Paying Strangers to Watch Me Work?

absofuckinlutely not

Wed, 20 July 2022

This isn’t the first time I’ve seen inane articles about remote work from the New York Times, but here’s a fun article from last week. There are people working remotely who are so desperate for the “office experience” that they pay $40 a month to sit in Zoom sessions where strangers can watch them work. And how does the New York Times report on it? With an article entitled “Would You Pay $40 a Month to Have Strangers Watch You Work?”.

I find it hard to believe that people miss the “office experience” that much, but neurotypical extroverts are weird. I still remember what it was like to work in an office, and I don’t miss it:

I have a hard time suppressing the urge to laugh when people talk about going “back to the office” because in my case I’d be leaving my office to return to half a desk in a half-height cubicle in the middle of an open-plan hellscape where I can’t crank up the headphones high enough to drown out everybody else’s “spontaneous conversations” because I’d be risking both hearing loss and a reprimand for disturbing others. I also have a hard time laughing when people talk about being lonely while working at home, especially when they talk to me. As somebody who’s introverted being around people is generally a stressful and draining experience. As somebody who’s also on the autistic spectrum and thus feels obligated to mask, navigating a world not made for people like me is even more tiresome.

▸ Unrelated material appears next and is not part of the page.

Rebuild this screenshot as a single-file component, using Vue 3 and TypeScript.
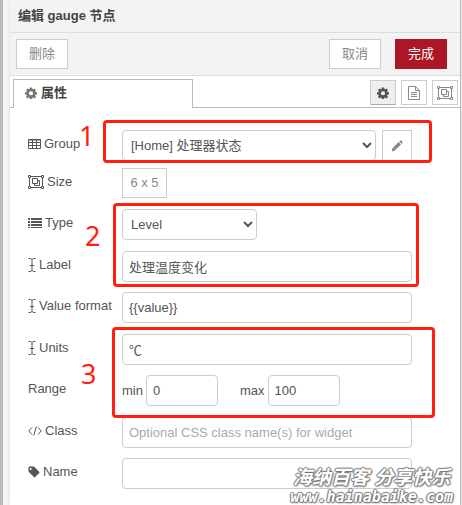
<script setup lang="ts">
import { ref } from 'vue'

const group = ref('home')
const type = ref('level')
const label = ref('处理温度变化')
const format = ref('{{value}}')
const units = ref('℃')
const min = ref('0')
const max = ref('100')
const cssClass = ref('')
const name = ref('')
</script>

<template>
  <div class="workspace">
    <main class="tray">
      <header class="tray-header">编辑 gauge 节点</header>
      <div class="toolbar">
        <button class="btn delete" type="button">删除</button>
        <button class="btn cancel" type="button">取消</button>
        <button class="btn primary" type="button">完成</button>
      </div>

      <nav class="tabs">
        <a class="tab" href="#properties">
          <svg class="gear" viewBox="0 0 16 16"><path fill-rule="evenodd" d="M6.500.5h3l.4 2.200 1 .4 1.800-1.200 2 2-1.200 1.800.4 1 2.100.3v3l-2.100.4-.4 1 1.200 1.800-2 2-1.800-1.200-1 .4-.4 2.100h-3l-.4-2.100-1-.4-1.800 1.200-2-2 1.200-1.800-.4-1L0 10V7l2.100-.3.4-1-1.200-1.800 2-2 1.800 1.200 1-.4zM8 5.500a2.800 2.800 0 1 0 0 5.600 2.800 2.800 0 0 0 0-5.600z" /></svg>
          <span>属性</span>
        </a>
        <div class="tab-tools">
          <button class="tool active" type="button" aria-label="属性">
            <svg class="gear" viewBox="0 0 16 16"><path fill-rule="evenodd" d="M6.500.5h3l.4 2.200 1 .4 1.800-1.200 2 2-1.200 1.800.4 1 2.100.3v3l-2.100.4-.4 1 1.200 1.800-2 2-1.800-1.200-1 .4-.4 2.100h-3l-.4-2.100-1-.4-1.800 1.200-2-2 1.200-1.800-.4-1L0 10V7l2.100-.3.4-1-1.200-1.800 2-2 1.800 1.200 1-.4zM8 5.500a2.800 2.800 0 1 0 0 5.600 2.800 2.800 0 0 0 0-5.600z" /></svg>
          </button>
          <button class="tool" type="button" aria-label="描述">
            <svg class="doc line" viewBox="0 0 12 14"><path d="M.5.5h7l4 4v9H.5zM7.500.5v4h4M3 6.500h6M3 8.500h6M3 10.500h6" /></svg>
          </button>
          <button class="tool" type="button" aria-label="外观">
            <svg class="frame line" viewBox="0 0 16 14"><path d="M2 1.500h12M2 12.500h12M1.500 2v10M14.500 2v10M.5.5h2v2h-2zM13.500.5h2v2h-2zM.5 11.500h2v2h-2zM13.500 11.500h2v2h-2zM4.500 3.500h5v5h-5zM9.500 5.500h2v5h-5v-2" /></svg>
          </button>
        </div>
      </nav>

      <form class="form" @submit.prevent>
        <section class="section tight">
          <div class="row">
            <label for="group">
              <svg class="table line" viewBox="0 0 13 12"><path d="M.5 1.500h12v9H.5zM.5 2h12M.5 4.500h12M.5 7.500h12M4.500 1v10M8.500 1v10" /></svg>
              Group
            </label>
            <div class="field pair">
              <select id="group" v-model="group"><option value="home">[Home] 处理器状态</option></select>
              <button class="edit" type="button" aria-label="编辑">
                <svg class="pencil" viewBox="0 0 12 12"><path d="M8.300 1.200 9 .7c.6-.4 1.200-.3 1.700.2l.6.7c.4.5.4 1 0 1.500l-.8.8zM7.600 1.900l2.400 2.500-6.500 6.300L.8 11.500l.5-3z" /></svg>
              </button>
            </div>
          </div>
          <div class="row">
            <label for="size">
              <svg class="frame line" viewBox="0 0 16 14"><path d="M2 1.500h12M2 12.500h12M1.500 2v10M14.500 2v10M.5.5h2v2h-2zM13.500.5h2v2h-2zM.5 11.500h2v2h-2zM13.500 11.500h2v2h-2zM4.500 3.500h5v5h-5zM9.500 5.500h2v5h-5v-2" /></svg>
              Size
            </label>
            <button id="size" class="size" type="button">6 x 5</button>
          </div>
        </section>

        <section class="section">
          <div class="row">
            <label for="type">
              <svg class="list" viewBox="0 0 14 12"><path d="M0 1h2v2H0zM3 1h11v2H3zM0 4h2v2H0zM3 4h11v2H3zM0 7h2v2H0zM3 7h11v2H3zM0 10h2v1H0zM3 10h11v1H3z" /></svg>
              Type
            </label>
            <select id="type" v-model="type" class="short"><option value="level">Level</option></select>
          </div>
        </section>

        <section class="section">
          <div class="row">
            <label for="label">
              <svg class="cursor line" viewBox="0 0 8 14"><path d="M.5.5h2l1.500 1 1.500-1h2M.5 13.500h2l1.500-1 1.500 1h2M4 1.500v11M2 7.500h4" /></svg>
              Label
            </label>
            <input id="label" v-model="label" class="field" type="text" />
          </div>
          <div class="row">
            <label for="format">
              <svg class="cursor line" viewBox="0 0 8 14"><path d="M.5.5h2l1.500 1 1.500-1h2M.5 13.500h2l1.500-1 1.500 1h2M4 1.500v11M2 7.500h4" /></svg>
              Value format
            </label>
            <input id="format" v-model="format" class="field" type="text" />
          </div>
        </section>

        <section class="section">
          <div class="row">
            <label for="units">
              <svg class="cursor line" viewBox="0 0 8 14"><path d="M.5.5h2l1.500 1 1.500-1h2M.5 13.500h2l1.500-1 1.500 1h2M4 1.500v11M2 7.500h4" /></svg>
              Units
            </label>
            <input id="units" v-model="units" class="field" type="text" />
          </div>
          <div class="row">
            <label for="min">Range</label>
            <div class="range">
              <span class="bound"><label for="min">min</label><input id="min" v-model="min" type="text" /></span>
              <span class="bound"><label for="max">max</label><input id="max" v-model="max" type="text" /></span>
            </div>
          </div>
        </section>

        <section class="section">
          <div class="row">
            <label for="class">
              <svg class="code line" viewBox="0 0 14 10"><path d="M4 1.500.8 5 4 8.500M10 1.500 13.200 5 10 8.500M8.300.5 5.700 9.500" /></svg>
              Class
            </label>
            <input id="class" v-model="cssClass" class="field" type="text" placeholder="Optional CSS class name(s) for widget" />
          </div>
          <div class="row">
            <label for="name">
              <svg class="tag" viewBox="0 0 12 12"><path fill-rule="evenodd" d="M.5 1.500Q.5.600 1.500.6h3.800q.7 0 1.200.5l4.700 4.700q.6.700 0 1.300l-4 4q-.7.600-1.300 0L1.100 6.300q-.6-.5-.6-1.200zM2.700 1.900a1 1 0 1 0 0 2 1 1 0 0 0 0-2z" /></svg>
              Name
            </label>
            <input id="name" v-model="name" class="field" type="text" />
          </div>
        </section>
      </form>
    </main>

    <div class="mark box-one"></div>
    <div class="mark box-two"></div>
    <div class="mark box-three"></div>
    <span class="digit digit-one">1</span>
    <span class="digit digit-two">2</span>
    <span class="digit digit-three">3</span>
    <div class="watermark">
      <span class="wm-title">海纳百客 分享快乐</span>
      <span class="wm-url">www.hainabaike.com</span>
    </div>
  </div>
</template>

<style>
body {
  background: #f3f3f3;
}
</style>

<style scoped>
.workspace {
  position: relative;
  box-sizing: border-box;
  min-height: 100vh;
  display: flex;
  padding: 0 1px 0 3px;
  background: linear-gradient(90deg, #bbb 3px, #f3f3f3 3px);
  overflow: hidden;
  color: #555;
  font-family: "Liberation Sans", "Noto Sans CJK SC", sans-serif;
  font-size: 13px;
  line-height: 20px;
}
.tray {
  flex: 1;
  min-width: 0;
  margin-left: 7px;
  border-right: 1px solid #bbb;
  background: #fff;
  box-shadow: 0 0 3px #ddd;
}
.tray-header {
  height: 32px;
  padding-left: 8px;
  border-bottom: 1px solid #ddd;
  background: #f3f3f3;
  color: #444;
  font-weight: bold;
  line-height: 31px;
}
.toolbar {
  display: flex;
  align-items: center;
  height: 42px;
  padding: 0 13px 0 6px;
  border-bottom: 1px solid #ddd;
  background: #f3f3f3;
}
button,
input,
select {
  box-sizing: border-box;
  margin: 0;
  border: 1px solid #ccc;
  background: #fff;
  color: #555;
  font: inherit;
}
button {
  display: flex;
  align-items: center;
  justify-content: center;
  padding: 0;
  color: #888;
}
.btn {
  width: 52px;
  height: 30px;
}
.cancel {
  margin-left: auto;
}
.primary {
  margin-left: 14px;
  border-color: #ad1625;
  background: #ad1625;
  color: #fff;
}
.tabs {
  display: flex;
  align-items: flex-end;
  justify-content: space-between;
  height: 32px;
  padding-left: 3px;
  box-shadow: inset 0 -1px #bbb;
}
.tab {
  box-sizing: border-box;
  display: flex;
  align-items: center;
  gap: 4px;
  width: 180px;
  height: 29px;
  padding: 0 11px 3px;
  border: 1px solid #bbb;
  border-bottom: 0;
  background: #fff;
  color: #444;
  font-weight: bold;
  text-decoration: none;
}
.tab-tools {
  display: flex;
  align-self: flex-start;
  gap: 5px;
  padding: 4px 2px 0 0;
}
.tool {
  width: 26px;
  height: 25px;
}
.tool.active {
  border-bottom-color: #aaa;
  background: #efefef;
  color: #555;
}
.form {
  display: flex;
  flex-direction: column;
  gap: 11px;
  padding: 22px 48px 16px 18px;
}
.section {
  display: flex;
  flex-direction: column;
  gap: 10px;
}
.section.tight {
  gap: 7px;
}
.row {
  display: flex;
  align-items: center;
}
.row > label {
  display: flex;
  flex: none;
  align-items: center;
  gap: 3px;
  width: 94px;
  padding-bottom: 3px;
  white-space: nowrap;
}
input,
select {
  height: 31px;
  border-radius: 4px;
}
input {
  min-width: 0;
  padding: 0 6px;
}
input::placeholder {
  color: #aaa;
}
select {
  padding: 0 4px;
}
.field {
  flex: 1;
}
.pair {
  display: flex;
  gap: 6px;
}
.pair select {
  flex: 1;
  min-width: 0;
}
.edit {
  width: 30px;
  height: 31px;
}
.size {
  width: 45px;
  height: 30px;
}
.short {
  width: 135px;
}
.range {
  display: flex;
  gap: 22px;
}
.bound {
  display: flex;
  align-items: center;
  gap: 3px;
}
.bound input {
  width: 72px;
}
svg {
  flex: none;
  fill: currentColor;
}
.line {
  fill: none;
  stroke: currentColor;
}
.gear {
  width: 12px;
  height: 12px;
}
.tab .gear {
  color: #777;
}
.doc {
  width: 12px;
  height: 14px;
}
.frame {
  width: 16px;
  height: 14px;
}
.table {
  width: 13px;
  height: 12px;
}
.pencil,
.tag {
  width: 12px;
  height: 12px;
}
.list {
  width: 14px;
  height: 12px;
}
.cursor {
  width: 8px;
  height: 14px;
}
.code {
  width: 14px;
  height: 10px;
}
.mark {
  position: absolute;
  border: 3px solid #ff1e10;
  border-radius: 4px;
  box-sizing: border-box;
  pointer-events: none;
}
.box-one {
  left: 103px;
  top: 120px;
  width: 329px;
  height: 43px;
}
.box-two {
  left: 113px;
  top: 203px;
  width: 306px;
  height: 84px;
}
.box-three {
  left: 112px;
  top: 327px;
  width: 323px;
  height: 91px;
}
.digit {
  position: absolute;
  color: #ff1e10;
  font-family: "Noto Sans", sans-serif;
  font-size: 27px;
  line-height: 28px;
}
.digit-one {
  left: 79px;
  top: 122px;
}
.digit-two {
  left: 85px;
  top: 222px;
}
.digit-three {
  left: 81px;
  top: 360px;
}
.watermark {
  position: absolute;
  right: 9px;
  bottom: 0;
  display: flex;
  flex-direction: column;
  align-items: center;
  color: #fff;
  font-style: italic;
  font-weight: bold;
  white-space: nowrap;
  text-shadow: 1px 0 1px #777, -1px 0 1px #777, 0 1px 1px #777, 0 -1px 1px #777, 1px 1px 2px #888;
  pointer-events: none;
}
.wm-title {
  font-size: 19px;
  line-height: 22px;
}
.wm-url {
  font-family: "DejaVu Sans Mono", monospace;
  font-size: 15px;
  line-height: 16px;
}
</style>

You might be lonely for lack of social interaction in an office, but I was lonelier at the office than I’ve ever been at home. Having other people around is no good when they aren’t your people, and my coworkers aren’t my people. They were generally kind enough, but unless they needed or wanted something from me I was part of the scenery.

I won’t go back to on-site work if I have any choice in the matter, so why would I want to pay $40 a month for a poor emulation of the “office experience” over Zoom? If I’m to have strangers watch me work, I should be getting paid for that, not the other way around.

Besides, having strangers who aren’t necessarily employed by the same company as you or on the same team watching you work over Zoom probably has security implications. They might not necessarily be able to see your screen, but if you aren’t careful about muting before you think out loud or indulge in rubber duck debugging you might find yourself leaking confidential or proprietary information.

I wouldn’t risk it, no matter how lonely or nostalgic for the experience of having strangers look over my shoulder I might get.